Identification of a more potent analogue of the naturally occurring alkaloid huperzine A. Predictive molecular modeling of its interaction with AChE

Huperzine A (HA), a potent reversible inhibitor of acetylcholinesterase (AChE), is an important psychotherapeutic agent for improving cognitive function in Alzheimer's patients through the enhancement of central cholinergic tone. This molecule takes on added value in that it has recently been shown to exhibit neuroprotective properties (glutamate toxicity blocking activity) in vitro. Based upon our cumulative SAR information and to some extent the predicted binding site of HA within Torpedo AChE, we chose to investigate the synthesis and biology of certain C-10 substituted analogues. The important finding was made that introduction of an axial methyl group into the C-10 position of huperzine A increased the potency for AChE inhibition 8-fold; the corresponding equatorial isomer was about 1.5-fold less active than huperzine A. The introduction of substituents larger than methyl resulted in a drop in activity. For example, the ethyl analogue was found to be about 100-fold less active than huperzine A, indicating that while it is still capable of binding to Torpedo AChE, some steric interaction with the ''walls'' of the active site gorge must result.
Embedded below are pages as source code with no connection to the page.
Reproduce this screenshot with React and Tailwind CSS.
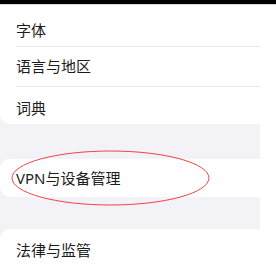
import React from 'react';

function Row({ label, divider, className = '' }) {
    return (
        <div className={`flex flex-col pl-4 ${className}`}>
            <div className="flex-1 flex items-center text-[15px] text-[#1c1c1e]">{label}</div>
            {divider && <div className="h-px bg-[#e5e5ea]" />}
        </div>
    );
}

export default function App() {
    return (
        <div
            className="relative w-[276px] h-[265px] overflow-hidden bg-white"
            style={{ fontFamily: '"Noto Sans", "Noto Sans CJK SC", sans-serif' }}
        >
            {/* status strip */}
            <div className="h-[4px] bg-black" />
            <div className="h-px bg-[#d8d8dc]" />

            <div className="w-[260px] h-[260px] bg-[#f2f2f7]">
                {/* first group */}
                <div className="bg-white rounded-bl-[10px]">
                    <Row label="字体" divider className="h-[42px] pt-[9px]" />
                    <Row label="语言与地区" divider className="h-[40px]" />
                    <Row label="词典" className="h-[37px] pt-[5px]" />
                </div>

                {/* VPN group */}
                <div className="mt-[35px] bg-white rounded-l-[10px] h-[38px] flex items-center pl-4 text-[15px] text-[#1c1c1e]">
                    VPN与设备管理
                </div>

                {/* legal group */}
                <div className="mt-[32px] bg-white rounded-tl-[10px] h-[60px] pl-4 pt-[10px] text-[15px] text-[#1c1c1e]">
                    法律与监管
                </div>
            </div>

            {/* annotation ellipse */}
            <svg className="absolute left-0 top-0 pointer-events-none" width="276" height="265">
                <ellipse cx="110.5" cy="178" rx="98.5" ry="27" fill="none" stroke="#ef4444" strokeWidth="1" />
            </svg>
        </div>
    );
}
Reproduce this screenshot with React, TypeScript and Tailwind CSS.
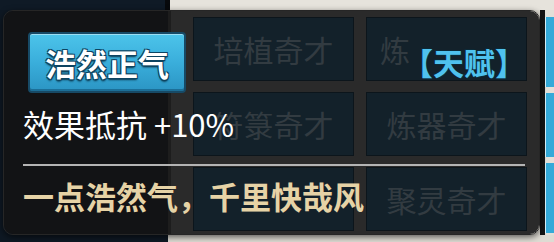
import React from 'react';

const cjk = "font-['Noto_Sans_CJK_SC','Noto_Sans',sans-serif]";

const tiles = ['培植奇才', '炼', '符箓奇才', '炼器奇才', '', '聚灵奇才'];

export default function App() {
  return (
    <div className={`w-[554px] h-[242px] overflow-hidden flex flex-col bg-[#0e1823] ${cjk}`}>
      {/* top strip of the scene */}
      <div className="h-[10px] flex">
        <div className="w-[165px] bg-[#0f1a26]" />
        <div className="w-[5px] bg-[#07090c]" />
        <div className="flex-1 bg-[#e6e3dc]" />
      </div>

      {/* middle row: tooltip box */}
      <div className="h-[225px] flex bg-[linear-gradient(90deg,#0e1823_168px,#dedbd3_168px)]">
        <div className="w-[3px]" />
        <div className="relative w-[537px] rounded-[10px] overflow-hidden flex border border-[#262626] shadow-[0_2px_6px_rgba(0,0,0,0.6)]">
          <div className="w-[164px] bg-[#121315]" />
          <div className="flex-1 bg-[#2a2a2a] border-l-[3px] border-[#1d1d1d] pl-[22px] pt-[6px]">
            <div className="grid grid-cols-[161px_161px] auto-rows-[64px] gap-x-[12px] gap-y-[11px]">
              {tiles.map((t, i) => (
                <div
                  key={i}
                  className={`bg-[#13212a] border border-[#0c151b] flex items-center text-[30px] text-[#323b41] leading-none ${
                    i === 1 ? 'justify-start pl-[13px]' : 'justify-center'
                  }`}
                >
                  {t}
                </div>
              ))}
            </div>
          </div>

          {/* tooltip content over the talent tiles */}
          <div className="absolute inset-0 flex flex-col pl-[19px] pr-[13px]">
            <div className="flex items-center justify-between pt-[21px]">
              <div className="ml-[5px] w-[158px] h-[61px] rounded-[4px] border-2 border-[#174a66] bg-[linear-gradient(180deg,#4cc4ea_0%,#3aaedb_50%,#2b95c4_100%)] shadow-[inset_0_1px_0_rgba(255,255,255,0.45),inset_0_-2px_0_rgba(0,40,70,0.35)] flex items-center justify-center">
                <span className="text-[31px] font-bold text-white leading-none [text-shadow:1px_1px_0_#0d4461,-1px_-1px_0_#0d4461,1px_-1px_0_#0d4461,-1px_1px_0_#0d4461,0_2px_2px_#0a3348]">
                  浩然正气
                </span>
              </div>
              <span className="text-[31px] font-bold text-[#4fc2ee] leading-none mt-[-2px] [text-shadow:1px_1px_0_#0b2a38,-1px_-1px_0_#0b2a38]">
                【天赋】
              </span>
            </div>
            <div className="mt-[13px] text-[31px] text-white leading-[36px]">效果抵抗 +10%</div>
            <div className="mt-[22px] h-[2px] w-[502px] bg-[#b4b4b4]" />
            <div className="mt-[12px] text-[31px] font-bold text-[#e6d3a6] leading-[36px]">
              一点浩然气，千里快哉风
            </div>
          </div>
        </div>
        <div className="w-[5px] bg-[#141414]" />
        <div className="w-[9px] flex flex-col gap-[6px] pt-[7px] pb-[2px] bg-[#e2dfd8]">
          <div className="h-[70px] bg-[#34a9d8] border-l border-[#d8f2fb]" />
          <div className="h-[64px] bg-[#34a9d8] border-l border-[#d8f2fb]" />
          <div className="flex-1 bg-[#34a9d8] border-l border-[#d8f2fb]" />
        </div>
      </div>

      {/* bottom strip */}
      <div className="flex-1 flex">
        <div className="w-[168px] bg-[#0e1823]" />
        <div className="flex-1 bg-[#dedbd3]" />
      </div>
    </div>
  );
}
Through the use of molecular modeling methods involving the docking of these analogues to the reported X-ray crystal structure of Torpedo AChE, it is clearly evident that the C-10 axial methyl group points into a hydrophobic region of the enzyme, while the equatorial methyl group is directed to a less favorable hydrophilic region. Substituents larger than methyl were found to result in a conformational energy penalty. The ready explanation of this structure-activity relationship data provides further evidence in support of our modeling studies aimed at establishing huperzine A's binding site in AChE. This knowledge should facilitate the identification of other structural analogues of huperzine A likely to exhibit an improved therapeutic profile.